Your instructions – Write every entry out again exactly, please, and skip the pictures.

Extracted records –
↓

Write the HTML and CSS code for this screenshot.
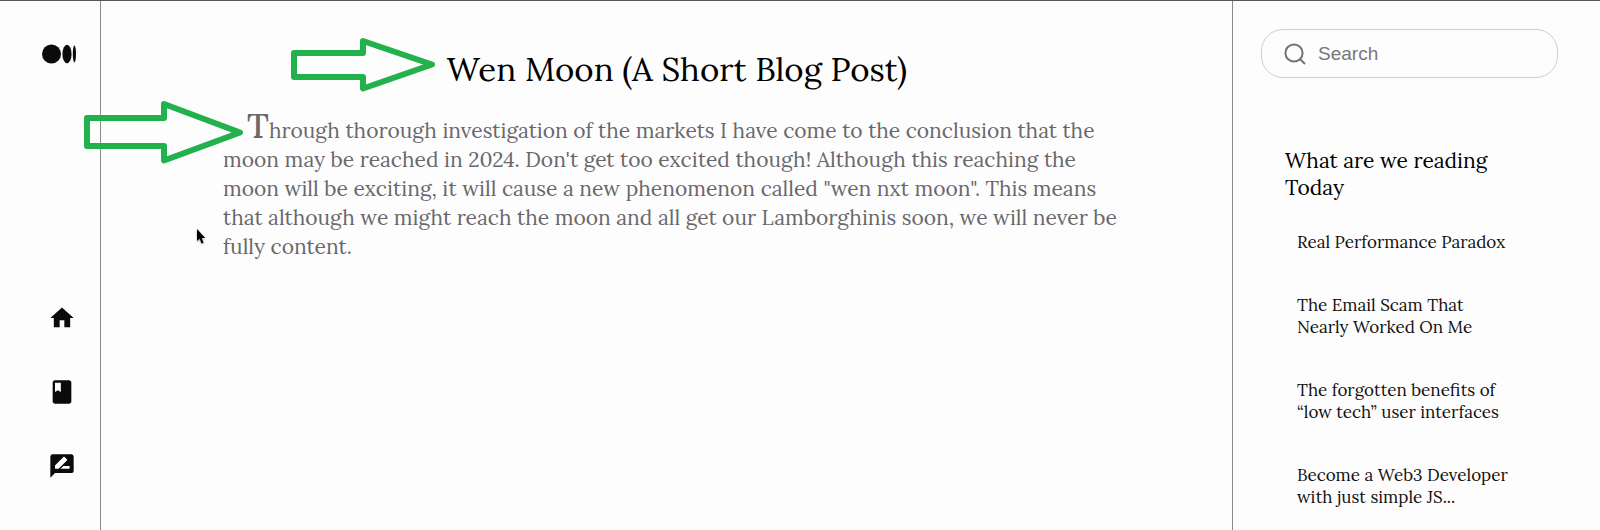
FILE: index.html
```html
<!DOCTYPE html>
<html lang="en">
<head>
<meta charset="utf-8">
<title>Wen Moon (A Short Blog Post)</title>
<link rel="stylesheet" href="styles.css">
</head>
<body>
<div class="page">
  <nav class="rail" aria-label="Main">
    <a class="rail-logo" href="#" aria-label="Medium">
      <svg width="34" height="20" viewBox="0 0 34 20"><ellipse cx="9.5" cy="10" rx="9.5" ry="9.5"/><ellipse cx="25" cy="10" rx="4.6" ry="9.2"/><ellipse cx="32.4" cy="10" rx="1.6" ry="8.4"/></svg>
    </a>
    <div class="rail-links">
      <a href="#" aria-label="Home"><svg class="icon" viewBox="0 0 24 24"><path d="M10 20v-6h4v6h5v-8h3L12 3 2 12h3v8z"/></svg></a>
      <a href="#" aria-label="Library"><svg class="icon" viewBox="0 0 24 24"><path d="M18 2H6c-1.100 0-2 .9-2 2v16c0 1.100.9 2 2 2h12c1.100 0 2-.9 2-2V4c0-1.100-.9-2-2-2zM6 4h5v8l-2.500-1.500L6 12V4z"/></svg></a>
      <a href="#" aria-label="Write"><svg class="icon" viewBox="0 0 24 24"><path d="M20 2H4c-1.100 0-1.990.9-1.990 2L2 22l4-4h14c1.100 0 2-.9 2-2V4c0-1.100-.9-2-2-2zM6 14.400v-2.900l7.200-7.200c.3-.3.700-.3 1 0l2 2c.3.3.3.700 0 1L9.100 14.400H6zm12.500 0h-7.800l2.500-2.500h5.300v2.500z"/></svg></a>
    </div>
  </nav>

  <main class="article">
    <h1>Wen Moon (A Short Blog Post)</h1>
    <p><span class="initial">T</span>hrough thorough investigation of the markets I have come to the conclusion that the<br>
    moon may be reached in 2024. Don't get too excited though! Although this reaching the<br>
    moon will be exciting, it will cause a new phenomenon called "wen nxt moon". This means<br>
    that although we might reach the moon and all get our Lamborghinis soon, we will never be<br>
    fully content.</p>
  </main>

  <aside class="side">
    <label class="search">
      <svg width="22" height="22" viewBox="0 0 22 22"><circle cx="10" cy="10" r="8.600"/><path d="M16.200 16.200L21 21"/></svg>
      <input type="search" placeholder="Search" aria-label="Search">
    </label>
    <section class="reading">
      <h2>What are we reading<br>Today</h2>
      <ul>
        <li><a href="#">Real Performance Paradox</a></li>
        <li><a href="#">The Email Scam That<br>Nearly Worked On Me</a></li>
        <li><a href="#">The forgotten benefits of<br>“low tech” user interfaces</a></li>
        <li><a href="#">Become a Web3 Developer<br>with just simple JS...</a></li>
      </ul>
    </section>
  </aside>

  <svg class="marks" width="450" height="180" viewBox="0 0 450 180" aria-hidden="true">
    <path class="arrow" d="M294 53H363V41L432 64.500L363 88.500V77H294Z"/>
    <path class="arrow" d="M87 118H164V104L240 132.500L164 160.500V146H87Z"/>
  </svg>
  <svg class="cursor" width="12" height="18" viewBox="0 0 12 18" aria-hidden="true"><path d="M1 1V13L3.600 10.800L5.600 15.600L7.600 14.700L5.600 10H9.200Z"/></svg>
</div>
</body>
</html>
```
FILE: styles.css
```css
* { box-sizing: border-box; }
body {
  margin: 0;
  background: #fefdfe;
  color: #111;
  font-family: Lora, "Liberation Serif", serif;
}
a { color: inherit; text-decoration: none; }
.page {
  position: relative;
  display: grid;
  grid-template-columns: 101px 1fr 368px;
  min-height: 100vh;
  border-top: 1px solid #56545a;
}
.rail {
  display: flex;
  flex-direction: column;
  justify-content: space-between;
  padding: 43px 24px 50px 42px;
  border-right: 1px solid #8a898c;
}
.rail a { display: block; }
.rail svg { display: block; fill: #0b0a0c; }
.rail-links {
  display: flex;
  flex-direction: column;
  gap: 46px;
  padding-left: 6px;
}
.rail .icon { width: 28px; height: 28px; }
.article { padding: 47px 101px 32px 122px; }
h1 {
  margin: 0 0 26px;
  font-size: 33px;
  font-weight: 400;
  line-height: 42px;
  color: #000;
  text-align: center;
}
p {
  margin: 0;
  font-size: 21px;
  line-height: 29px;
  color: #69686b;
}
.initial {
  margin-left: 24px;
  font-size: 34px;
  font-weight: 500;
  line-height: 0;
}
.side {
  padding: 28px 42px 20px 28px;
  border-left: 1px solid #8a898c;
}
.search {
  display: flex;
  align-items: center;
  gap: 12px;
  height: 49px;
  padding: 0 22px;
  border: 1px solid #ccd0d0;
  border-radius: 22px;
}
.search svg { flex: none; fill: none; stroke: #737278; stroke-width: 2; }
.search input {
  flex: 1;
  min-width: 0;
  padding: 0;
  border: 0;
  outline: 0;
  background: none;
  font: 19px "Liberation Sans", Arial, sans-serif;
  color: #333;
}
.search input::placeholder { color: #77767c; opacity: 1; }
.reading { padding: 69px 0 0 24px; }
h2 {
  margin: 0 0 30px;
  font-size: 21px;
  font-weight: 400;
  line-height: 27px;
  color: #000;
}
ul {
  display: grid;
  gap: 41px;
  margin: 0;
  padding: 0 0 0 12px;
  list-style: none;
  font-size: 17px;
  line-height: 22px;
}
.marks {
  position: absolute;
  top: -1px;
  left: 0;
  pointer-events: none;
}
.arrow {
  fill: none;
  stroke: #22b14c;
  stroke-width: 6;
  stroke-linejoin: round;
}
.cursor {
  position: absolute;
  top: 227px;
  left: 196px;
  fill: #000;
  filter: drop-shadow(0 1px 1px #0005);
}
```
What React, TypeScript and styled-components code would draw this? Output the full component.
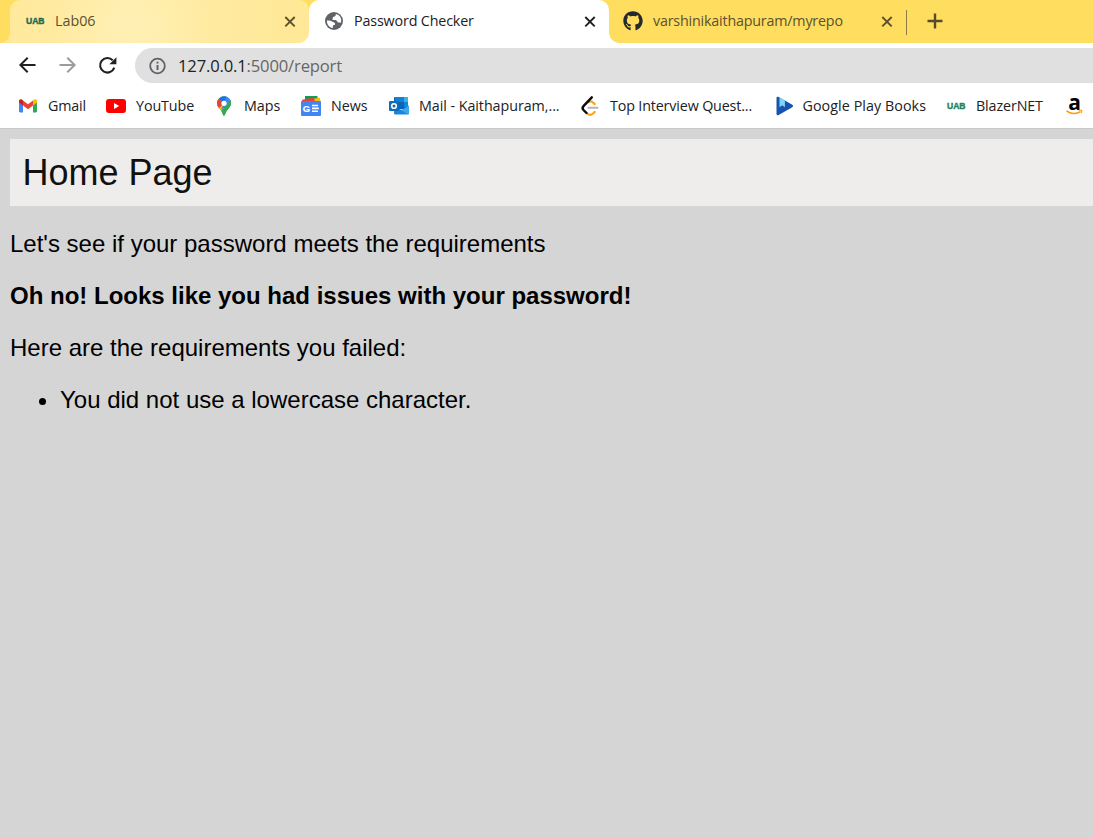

↑

Output for this task –
Write the HTML and CSS code for this screenshot.
FILE: index.html
```html
<!DOCTYPE html>
<html lang="en">
<head>
<meta charset="utf-8">
<title>Wen Moon (A Short Blog Post)</title>
<link rel="stylesheet" href="styles.css">
</head>
<body>
<div class="page">
  <nav class="rail" aria-label="Main">
    <a class="rail-logo" href="#" aria-label="Medium">
      <svg width="34" height="20" viewBox="0 0 34 20"><ellipse cx="9.5" cy="10" rx="9.5" ry="9.5"/><ellipse cx="25" cy="10" rx="4.6" ry="9.2"/><ellipse cx="32.4" cy="10" rx="1.6" ry="8.4"/></svg>
    </a>
    <div class="rail-links">
      <a href="#" aria-label="Home"><svg class="icon" viewBox="0 0 24 24"><path d="M10 20v-6h4v6h5v-8h3L12 3 2 12h3v8z"/></svg></a>
      <a href="#" aria-label="Library"><svg class="icon" viewBox="0 0 24 24"><path d="M18 2H6c-1.100 0-2 .9-2 2v16c0 1.100.9 2 2 2h12c1.100 0 2-.9 2-2V4c0-1.100-.9-2-2-2zM6 4h5v8l-2.500-1.500L6 12V4z"/></svg></a>
      <a href="#" aria-label="Write"><svg class="icon" viewBox="0 0 24 24"><path d="M20 2H4c-1.100 0-1.990.9-1.990 2L2 22l4-4h14c1.100 0 2-.9 2-2V4c0-1.100-.9-2-2-2zM6 14.400v-2.900l7.200-7.200c.3-.3.700-.3 1 0l2 2c.3.3.3.700 0 1L9.100 14.400H6zm12.500 0h-7.800l2.500-2.500h5.300v2.500z"/></svg></a>
    </div>
  </nav>

  <main class="article">
    <h1>Wen Moon (A Short Blog Post)</h1>
    <p><span class="initial">T</span>hrough thorough investigation of the markets I have come to the conclusion that the<br>
    moon may be reached in 2024. Don't get too excited though! Although this reaching the<br>
    moon will be exciting, it will cause a new phenomenon called "wen nxt moon". This means<br>
    that although we might reach the moon and all get our Lamborghinis soon, we will never be<br>
    fully content.</p>
  </main>

  <aside class="side">
    <label class="search">
      <svg width="22" height="22" viewBox="0 0 22 22"><circle cx="10" cy="10" r="8.600"/><path d="M16.200 16.200L21 21"/></svg>
      <input type="search" placeholder="Search" aria-label="Search">
    </label>
    <section class="reading">
      <h2>What are we reading<br>Today</h2>
      <ul>
        <li><a href="#">Real Performance Paradox</a></li>
        <li><a href="#">The Email Scam That<br>Nearly Worked On Me</a></li>
        <li><a href="#">The forgotten benefits of<br>“low tech” user interfaces</a></li>
        <li><a href="#">Become a Web3 Developer<br>with just simple JS...</a></li>
      </ul>
    </section>
  </aside>

  <svg class="marks" width="450" height="180" viewBox="0 0 450 180" aria-hidden="true">
    <path class="arrow" d="M294 53H363V41L432 64.500L363 88.500V77H294Z"/>
    <path class="arrow" d="M87 118H164V104L240 132.500L164 160.500V146H87Z"/>
  </svg>
  <svg class="cursor" width="12" height="18" viewBox="0 0 12 18" aria-hidden="true"><path d="M1 1V13L3.600 10.800L5.600 15.600L7.600 14.700L5.600 10H9.200Z"/></svg>
</div>
</body>
</html>
```
FILE: styles.css
```css
* { box-sizing: border-box; }
body {
  margin: 0;
  background: #fefdfe;
  color: #111;
  font-family: Lora, "Liberation Serif", serif;
}
a { color: inherit; text-decoration: none; }
.page {
  position: relative;
  display: grid;
  grid-template-columns: 101px 1fr 368px;
  min-height: 100vh;
  border-top: 1px solid #56545a;
}
.rail {
  display: flex;
  flex-direction: column;
  justify-content: space-between;
  padding: 43px 24px 50px 42px;
  border-right: 1px solid #8a898c;
}
.rail a { display: block; }
.rail svg { display: block; fill: #0b0a0c; }
.rail-links {
  display: flex;
  flex-direction: column;
  gap: 46px;
  padding-left: 6px;
}
.rail .icon { width: 28px; height: 28px; }
.article { padding: 47px 101px 32px 122px; }
h1 {
  margin: 0 0 26px;
  font-size: 33px;
  font-weight: 400;
  line-height: 42px;
  color: #000;
  text-align: center;
}
p {
  margin: 0;
  font-size: 21px;
  line-height: 29px;
  color: #69686b;
}
.initial {
  margin-left: 24px;
  font-size: 34px;
  font-weight: 500;
  line-height: 0;
}
.side {
  padding: 28px 42px 20px 28px;
  border-left: 1px solid #8a898c;
}
.search {
  display: flex;
  align-items: center;
  gap: 12px;
  height: 49px;
  padding: 0 22px;
  border: 1px solid #ccd0d0;
  border-radius: 22px;
}
.search svg { flex: none; fill: none; stroke: #737278; stroke-width: 2; }
.search input {
  flex: 1;
  min-width: 0;
  padding: 0;
  border: 0;
  outline: 0;
  background: none;
  font: 19px "Liberation Sans", Arial, sans-serif;
  color: #333;
}
.search input::placeholder { color: #77767c; opacity: 1; }
.reading { padding: 69px 0 0 24px; }
h2 {
  margin: 0 0 30px;
  font-size: 21px;
  font-weight: 400;
  line-height: 27px;
  color: #000;
}
ul {
  display: grid;
  gap: 41px;
  margin: 0;
  padding: 0 0 0 12px;
  list-style: none;
  font-size: 17px;
  line-height: 22px;
}
.marks {
  position: absolute;
  top: -1px;
  left: 0;
  pointer-events: none;
}
.arrow {
  fill: none;
  stroke: #22b14c;
  stroke-width: 6;
  stroke-linejoin: round;
}
.cursor {
  position: absolute;
  top: 227px;
  left: 196px;
  fill: #000;
  filter: drop-shadow(0 1px 1px #0005);
}
```
What React, TypeScript and styled-components code would draw this? Output the full component.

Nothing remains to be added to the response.